-------- RECORD EXTRACTS --------
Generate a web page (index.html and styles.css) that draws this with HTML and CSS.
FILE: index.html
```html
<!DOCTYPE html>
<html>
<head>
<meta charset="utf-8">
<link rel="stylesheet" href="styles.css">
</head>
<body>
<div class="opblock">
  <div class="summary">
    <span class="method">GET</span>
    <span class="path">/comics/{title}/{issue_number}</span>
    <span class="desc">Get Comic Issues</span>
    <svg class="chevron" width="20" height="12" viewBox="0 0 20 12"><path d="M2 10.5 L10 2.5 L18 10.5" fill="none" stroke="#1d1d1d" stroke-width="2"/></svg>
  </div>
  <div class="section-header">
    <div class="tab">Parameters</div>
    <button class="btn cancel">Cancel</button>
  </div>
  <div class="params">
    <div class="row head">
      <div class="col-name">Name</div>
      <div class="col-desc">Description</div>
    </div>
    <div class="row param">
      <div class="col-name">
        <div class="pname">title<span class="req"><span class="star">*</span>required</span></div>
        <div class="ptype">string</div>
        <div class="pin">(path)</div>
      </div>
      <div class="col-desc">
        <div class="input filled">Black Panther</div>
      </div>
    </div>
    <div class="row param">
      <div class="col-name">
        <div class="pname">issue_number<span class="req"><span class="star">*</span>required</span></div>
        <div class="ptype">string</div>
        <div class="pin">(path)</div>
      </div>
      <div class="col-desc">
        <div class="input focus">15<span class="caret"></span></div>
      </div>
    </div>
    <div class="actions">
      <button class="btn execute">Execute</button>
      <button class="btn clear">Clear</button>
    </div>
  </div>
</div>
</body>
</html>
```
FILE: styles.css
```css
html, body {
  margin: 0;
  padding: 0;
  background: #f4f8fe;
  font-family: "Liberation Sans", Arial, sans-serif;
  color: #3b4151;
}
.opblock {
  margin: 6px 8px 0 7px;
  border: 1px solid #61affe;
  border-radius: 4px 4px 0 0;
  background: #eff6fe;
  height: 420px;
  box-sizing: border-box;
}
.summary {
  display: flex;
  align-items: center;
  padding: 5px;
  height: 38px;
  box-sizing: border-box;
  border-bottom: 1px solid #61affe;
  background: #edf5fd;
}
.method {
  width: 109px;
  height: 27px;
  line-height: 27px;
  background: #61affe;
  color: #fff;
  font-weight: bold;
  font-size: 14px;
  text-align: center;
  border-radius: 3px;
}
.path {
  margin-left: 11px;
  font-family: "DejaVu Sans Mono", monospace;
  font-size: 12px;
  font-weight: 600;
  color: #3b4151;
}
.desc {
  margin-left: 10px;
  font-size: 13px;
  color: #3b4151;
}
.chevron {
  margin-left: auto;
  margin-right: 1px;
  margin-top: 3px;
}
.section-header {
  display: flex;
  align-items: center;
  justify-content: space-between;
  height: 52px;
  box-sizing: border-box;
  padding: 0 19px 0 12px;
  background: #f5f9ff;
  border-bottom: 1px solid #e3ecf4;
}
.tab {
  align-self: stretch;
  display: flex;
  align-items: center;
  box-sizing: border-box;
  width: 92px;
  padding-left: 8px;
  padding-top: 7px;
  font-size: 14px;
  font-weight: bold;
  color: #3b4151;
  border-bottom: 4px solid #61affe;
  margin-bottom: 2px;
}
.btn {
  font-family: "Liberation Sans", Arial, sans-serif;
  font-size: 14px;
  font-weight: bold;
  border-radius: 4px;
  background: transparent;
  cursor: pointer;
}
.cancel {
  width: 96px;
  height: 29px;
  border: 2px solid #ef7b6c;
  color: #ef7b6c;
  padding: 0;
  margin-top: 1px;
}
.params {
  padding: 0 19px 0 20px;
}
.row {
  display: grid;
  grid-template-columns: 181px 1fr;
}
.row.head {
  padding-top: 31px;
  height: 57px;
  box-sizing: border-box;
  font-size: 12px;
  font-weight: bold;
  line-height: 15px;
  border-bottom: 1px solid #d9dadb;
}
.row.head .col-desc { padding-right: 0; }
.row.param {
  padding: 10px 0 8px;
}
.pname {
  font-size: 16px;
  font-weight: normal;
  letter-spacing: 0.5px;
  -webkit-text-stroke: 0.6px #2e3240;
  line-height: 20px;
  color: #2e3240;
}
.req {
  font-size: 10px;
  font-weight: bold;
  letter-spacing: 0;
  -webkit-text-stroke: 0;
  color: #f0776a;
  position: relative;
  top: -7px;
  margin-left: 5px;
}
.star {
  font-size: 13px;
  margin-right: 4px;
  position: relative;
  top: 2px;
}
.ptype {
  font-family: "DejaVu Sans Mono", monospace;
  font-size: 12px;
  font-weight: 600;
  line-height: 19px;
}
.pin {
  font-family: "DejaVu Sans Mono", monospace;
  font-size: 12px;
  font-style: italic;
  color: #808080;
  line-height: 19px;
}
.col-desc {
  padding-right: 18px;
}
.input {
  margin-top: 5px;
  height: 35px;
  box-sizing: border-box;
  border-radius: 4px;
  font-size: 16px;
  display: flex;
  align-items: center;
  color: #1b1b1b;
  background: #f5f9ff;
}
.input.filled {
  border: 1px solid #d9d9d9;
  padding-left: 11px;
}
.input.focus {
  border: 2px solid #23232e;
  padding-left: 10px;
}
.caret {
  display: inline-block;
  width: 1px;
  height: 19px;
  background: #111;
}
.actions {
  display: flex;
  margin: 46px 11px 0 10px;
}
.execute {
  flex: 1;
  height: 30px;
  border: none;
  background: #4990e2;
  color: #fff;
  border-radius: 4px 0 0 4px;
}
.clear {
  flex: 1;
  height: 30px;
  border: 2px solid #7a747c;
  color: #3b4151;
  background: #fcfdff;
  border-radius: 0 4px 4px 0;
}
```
--------
-------- RECORD EXTRACTS --------
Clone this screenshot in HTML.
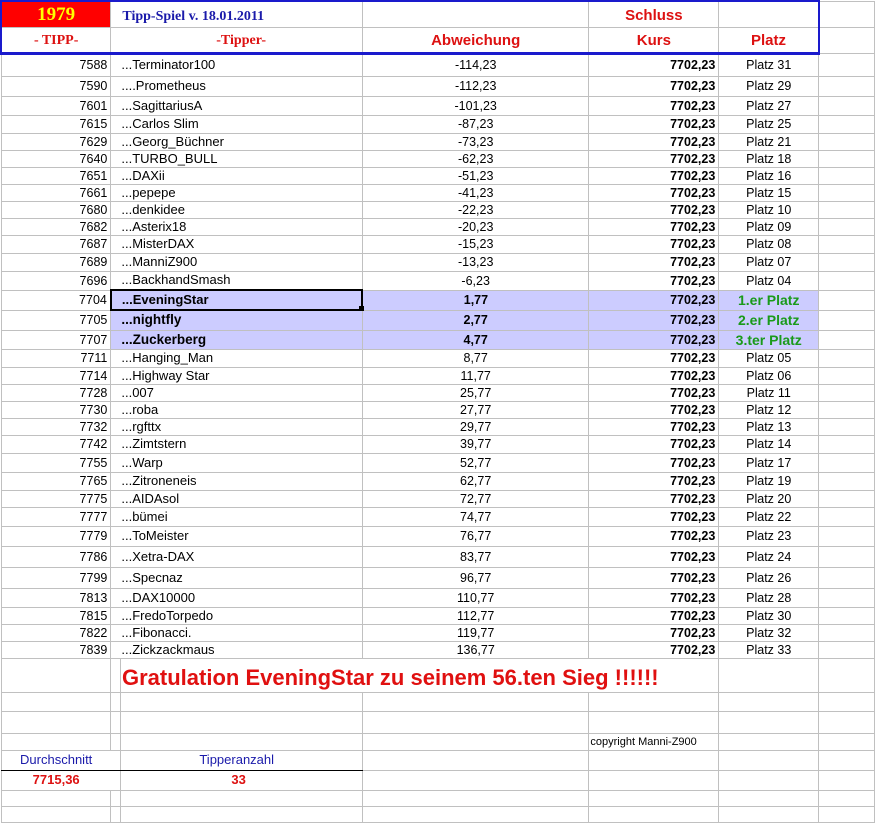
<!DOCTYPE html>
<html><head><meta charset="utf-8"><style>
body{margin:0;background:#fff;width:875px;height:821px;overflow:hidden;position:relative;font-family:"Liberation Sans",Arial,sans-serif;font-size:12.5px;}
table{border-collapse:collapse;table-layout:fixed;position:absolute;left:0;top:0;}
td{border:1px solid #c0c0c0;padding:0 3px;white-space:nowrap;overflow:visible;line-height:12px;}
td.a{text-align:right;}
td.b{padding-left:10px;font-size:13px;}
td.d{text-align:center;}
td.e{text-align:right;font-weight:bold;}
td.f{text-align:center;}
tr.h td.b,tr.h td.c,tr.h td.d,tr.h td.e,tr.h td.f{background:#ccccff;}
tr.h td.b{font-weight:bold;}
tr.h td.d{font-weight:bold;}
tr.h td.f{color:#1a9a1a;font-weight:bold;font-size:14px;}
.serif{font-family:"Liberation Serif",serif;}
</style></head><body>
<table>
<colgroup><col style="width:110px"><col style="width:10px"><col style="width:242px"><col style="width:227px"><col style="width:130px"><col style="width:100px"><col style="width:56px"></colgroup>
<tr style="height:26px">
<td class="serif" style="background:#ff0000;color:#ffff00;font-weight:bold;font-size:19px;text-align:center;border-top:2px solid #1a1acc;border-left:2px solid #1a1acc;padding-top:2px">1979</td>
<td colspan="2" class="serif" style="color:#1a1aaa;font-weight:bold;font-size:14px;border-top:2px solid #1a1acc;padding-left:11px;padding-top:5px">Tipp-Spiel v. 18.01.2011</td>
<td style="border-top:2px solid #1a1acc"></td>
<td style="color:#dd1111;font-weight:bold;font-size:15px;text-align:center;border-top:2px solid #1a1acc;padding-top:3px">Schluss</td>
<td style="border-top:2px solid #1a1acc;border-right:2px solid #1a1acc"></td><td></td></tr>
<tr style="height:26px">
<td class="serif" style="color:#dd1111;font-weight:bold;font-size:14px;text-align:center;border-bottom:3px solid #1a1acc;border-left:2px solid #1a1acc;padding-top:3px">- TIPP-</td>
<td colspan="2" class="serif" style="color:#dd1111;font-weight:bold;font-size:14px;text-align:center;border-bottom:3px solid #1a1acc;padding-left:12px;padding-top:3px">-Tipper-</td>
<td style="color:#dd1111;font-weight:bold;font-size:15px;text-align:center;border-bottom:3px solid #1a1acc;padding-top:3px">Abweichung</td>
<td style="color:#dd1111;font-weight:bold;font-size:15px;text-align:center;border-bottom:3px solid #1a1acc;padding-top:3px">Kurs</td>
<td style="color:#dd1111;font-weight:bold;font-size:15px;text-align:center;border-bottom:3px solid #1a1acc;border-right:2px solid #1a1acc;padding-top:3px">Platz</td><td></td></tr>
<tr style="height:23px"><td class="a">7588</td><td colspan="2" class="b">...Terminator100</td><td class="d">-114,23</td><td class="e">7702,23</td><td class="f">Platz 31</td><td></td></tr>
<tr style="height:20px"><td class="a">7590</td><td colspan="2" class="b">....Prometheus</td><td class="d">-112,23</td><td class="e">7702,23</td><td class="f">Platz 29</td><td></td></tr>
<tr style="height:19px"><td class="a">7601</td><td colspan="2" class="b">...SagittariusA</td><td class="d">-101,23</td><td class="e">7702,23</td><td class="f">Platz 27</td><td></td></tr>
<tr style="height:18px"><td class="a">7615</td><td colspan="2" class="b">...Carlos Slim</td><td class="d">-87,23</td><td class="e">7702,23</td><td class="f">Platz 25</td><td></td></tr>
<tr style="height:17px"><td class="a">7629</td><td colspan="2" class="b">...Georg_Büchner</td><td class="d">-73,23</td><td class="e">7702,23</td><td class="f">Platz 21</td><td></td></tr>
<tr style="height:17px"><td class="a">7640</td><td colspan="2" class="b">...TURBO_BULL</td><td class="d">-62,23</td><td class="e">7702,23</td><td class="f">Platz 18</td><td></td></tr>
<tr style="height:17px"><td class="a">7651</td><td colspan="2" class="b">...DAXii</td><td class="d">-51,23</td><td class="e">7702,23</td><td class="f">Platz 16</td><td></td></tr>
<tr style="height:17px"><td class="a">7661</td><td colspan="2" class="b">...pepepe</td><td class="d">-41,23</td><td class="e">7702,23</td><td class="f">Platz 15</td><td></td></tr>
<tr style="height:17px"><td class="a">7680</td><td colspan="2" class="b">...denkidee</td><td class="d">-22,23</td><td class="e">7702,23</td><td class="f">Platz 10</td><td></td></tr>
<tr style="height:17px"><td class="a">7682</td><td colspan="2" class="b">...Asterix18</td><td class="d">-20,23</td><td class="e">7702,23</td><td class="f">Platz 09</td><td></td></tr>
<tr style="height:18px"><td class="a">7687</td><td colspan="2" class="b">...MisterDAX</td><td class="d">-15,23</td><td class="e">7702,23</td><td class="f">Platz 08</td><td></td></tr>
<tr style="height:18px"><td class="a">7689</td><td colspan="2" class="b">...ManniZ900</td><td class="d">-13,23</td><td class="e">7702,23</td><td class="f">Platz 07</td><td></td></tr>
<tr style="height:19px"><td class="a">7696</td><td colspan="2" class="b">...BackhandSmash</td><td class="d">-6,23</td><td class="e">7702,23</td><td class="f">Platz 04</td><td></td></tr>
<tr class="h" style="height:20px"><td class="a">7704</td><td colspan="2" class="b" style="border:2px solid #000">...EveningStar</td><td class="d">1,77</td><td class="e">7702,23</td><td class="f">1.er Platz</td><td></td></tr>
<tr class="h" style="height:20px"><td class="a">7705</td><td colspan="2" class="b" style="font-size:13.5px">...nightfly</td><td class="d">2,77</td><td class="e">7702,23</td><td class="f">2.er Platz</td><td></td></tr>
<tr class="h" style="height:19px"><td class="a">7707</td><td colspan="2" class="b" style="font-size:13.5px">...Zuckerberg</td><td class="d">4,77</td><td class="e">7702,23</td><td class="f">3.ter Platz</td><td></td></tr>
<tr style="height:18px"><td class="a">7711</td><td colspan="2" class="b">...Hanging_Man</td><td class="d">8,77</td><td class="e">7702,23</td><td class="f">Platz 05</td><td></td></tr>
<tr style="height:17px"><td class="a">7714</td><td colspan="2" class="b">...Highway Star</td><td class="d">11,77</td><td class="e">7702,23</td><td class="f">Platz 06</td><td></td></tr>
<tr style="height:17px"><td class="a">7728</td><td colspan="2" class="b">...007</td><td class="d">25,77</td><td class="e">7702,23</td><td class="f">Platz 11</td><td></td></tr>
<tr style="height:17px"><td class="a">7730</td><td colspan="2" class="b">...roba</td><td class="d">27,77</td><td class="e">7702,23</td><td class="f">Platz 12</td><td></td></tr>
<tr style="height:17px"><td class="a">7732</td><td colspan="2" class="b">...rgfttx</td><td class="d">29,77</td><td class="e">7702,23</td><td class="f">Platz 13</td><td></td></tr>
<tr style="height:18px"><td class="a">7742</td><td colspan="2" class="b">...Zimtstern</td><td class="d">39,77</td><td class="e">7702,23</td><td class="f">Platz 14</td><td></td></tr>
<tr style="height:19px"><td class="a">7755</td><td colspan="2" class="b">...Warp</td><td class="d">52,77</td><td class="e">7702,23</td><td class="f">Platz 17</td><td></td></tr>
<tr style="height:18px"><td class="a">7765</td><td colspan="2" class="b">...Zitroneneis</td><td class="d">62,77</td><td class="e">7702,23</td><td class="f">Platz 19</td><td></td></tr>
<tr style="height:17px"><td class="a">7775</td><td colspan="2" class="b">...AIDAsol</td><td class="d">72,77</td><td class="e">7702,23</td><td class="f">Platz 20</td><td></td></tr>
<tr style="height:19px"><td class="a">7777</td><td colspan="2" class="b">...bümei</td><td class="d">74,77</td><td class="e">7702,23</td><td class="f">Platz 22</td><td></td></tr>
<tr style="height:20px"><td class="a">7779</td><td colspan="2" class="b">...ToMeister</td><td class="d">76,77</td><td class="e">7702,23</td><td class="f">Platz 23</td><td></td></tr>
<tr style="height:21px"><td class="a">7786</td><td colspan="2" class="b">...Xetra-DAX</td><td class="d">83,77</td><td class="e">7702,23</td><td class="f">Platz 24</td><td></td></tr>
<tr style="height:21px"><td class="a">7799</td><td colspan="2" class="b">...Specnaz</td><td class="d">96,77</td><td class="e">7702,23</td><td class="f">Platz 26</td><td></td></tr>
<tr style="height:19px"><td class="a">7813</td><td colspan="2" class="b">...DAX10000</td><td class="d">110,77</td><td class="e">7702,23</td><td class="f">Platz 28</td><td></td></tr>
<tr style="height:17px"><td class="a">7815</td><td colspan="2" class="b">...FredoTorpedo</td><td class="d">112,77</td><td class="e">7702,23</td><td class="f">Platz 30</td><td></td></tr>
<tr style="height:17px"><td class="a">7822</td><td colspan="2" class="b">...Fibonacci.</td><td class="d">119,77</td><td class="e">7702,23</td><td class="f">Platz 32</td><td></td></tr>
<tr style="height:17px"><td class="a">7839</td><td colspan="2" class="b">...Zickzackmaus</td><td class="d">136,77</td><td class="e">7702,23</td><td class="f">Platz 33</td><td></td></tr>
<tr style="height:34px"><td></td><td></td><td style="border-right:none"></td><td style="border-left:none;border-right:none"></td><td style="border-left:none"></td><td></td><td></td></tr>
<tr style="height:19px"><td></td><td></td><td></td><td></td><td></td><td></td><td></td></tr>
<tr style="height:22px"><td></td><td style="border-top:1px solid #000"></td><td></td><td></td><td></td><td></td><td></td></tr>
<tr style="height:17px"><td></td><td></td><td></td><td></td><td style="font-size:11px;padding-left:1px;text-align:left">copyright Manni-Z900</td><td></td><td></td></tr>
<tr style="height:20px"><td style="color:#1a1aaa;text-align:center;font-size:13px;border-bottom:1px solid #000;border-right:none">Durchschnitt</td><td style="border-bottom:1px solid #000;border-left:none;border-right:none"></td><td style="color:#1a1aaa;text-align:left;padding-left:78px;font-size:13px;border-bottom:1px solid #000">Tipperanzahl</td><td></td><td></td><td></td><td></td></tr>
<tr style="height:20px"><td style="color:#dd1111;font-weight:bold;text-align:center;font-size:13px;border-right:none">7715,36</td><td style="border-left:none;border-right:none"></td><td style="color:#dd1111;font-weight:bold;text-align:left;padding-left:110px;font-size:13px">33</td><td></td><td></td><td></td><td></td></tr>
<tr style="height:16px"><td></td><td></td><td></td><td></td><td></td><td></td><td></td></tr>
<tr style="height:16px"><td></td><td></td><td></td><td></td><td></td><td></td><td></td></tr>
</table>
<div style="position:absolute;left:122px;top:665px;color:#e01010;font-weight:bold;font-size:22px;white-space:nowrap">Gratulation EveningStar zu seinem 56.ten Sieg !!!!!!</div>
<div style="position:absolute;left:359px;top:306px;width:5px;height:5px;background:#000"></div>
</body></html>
--------
### DIRECTION
Each line in the entries above that includes the string "index" should be extracted.

### TASK OUTPUT
Generate a web page (index.html and styles.css) that draws this with HTML and CSS.
FILE: index.html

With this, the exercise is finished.